5. Empower easy connections.
Customers won’t wait around for your brand to connect with them or answer their questions. Recent survey data found that 88% of customers want a response to emails in one hour or less. While this isn’t always possible, businesses can put practices in place to shorten response times and empower easy connections.
Active social media is one example. By equipping a customer success team with the tools and technology to monitor and respond to customer comments or concerns via social media, brands can jumpstart the connection process and help customers feel heard.
Why This Works
CLV is now driven by relationships and relationships require an ongoing connection. While one-hour email response times may be out of reach, the easier you make it for customers to connect with your brand the more connected they’ll feel overall and the more likely they’ll come back to spend more money.

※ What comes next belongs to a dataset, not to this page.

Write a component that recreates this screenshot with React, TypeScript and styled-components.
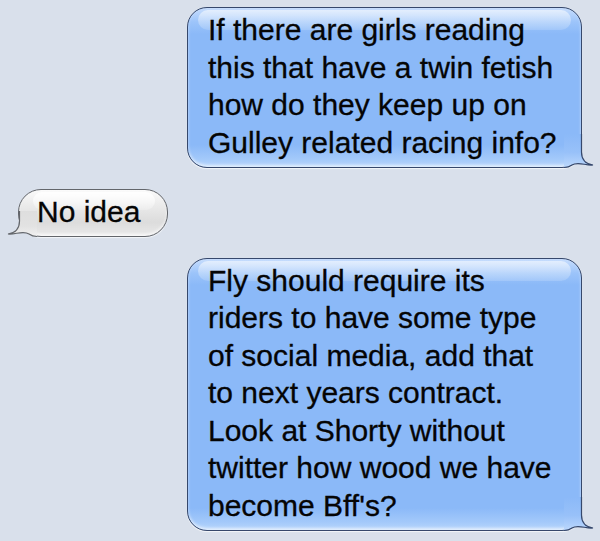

6. Improve your customer service.
90% of Americans say that customer service is one factor they consider when choosing companies to do business with. So if you want to improve your customer lifetime value, you should pay attention to your customer service and look for ways to make it excellent.
You can improve your customer service by offering existing customers personalized services, omnichannel customer support, and a proper return or refund policy.
Why This Works
It’s simple: The better your customer service the more customers feel valued by your brand for more than their purchases. If you stand behind your products with substantive return and refund policies, it communicates to customers that your priority is quality and satisfaction, not overall sales volume. The result? Increased CLV.
The Benefit of Customer Lifetime Value
Customer lifetime value is an incredibly useful metric. It tells you which customers spend the most at your business and which ones will remain loyal to you for the longest amount of time. Use the formulas and model provided above and start calculating CLTV for your business today.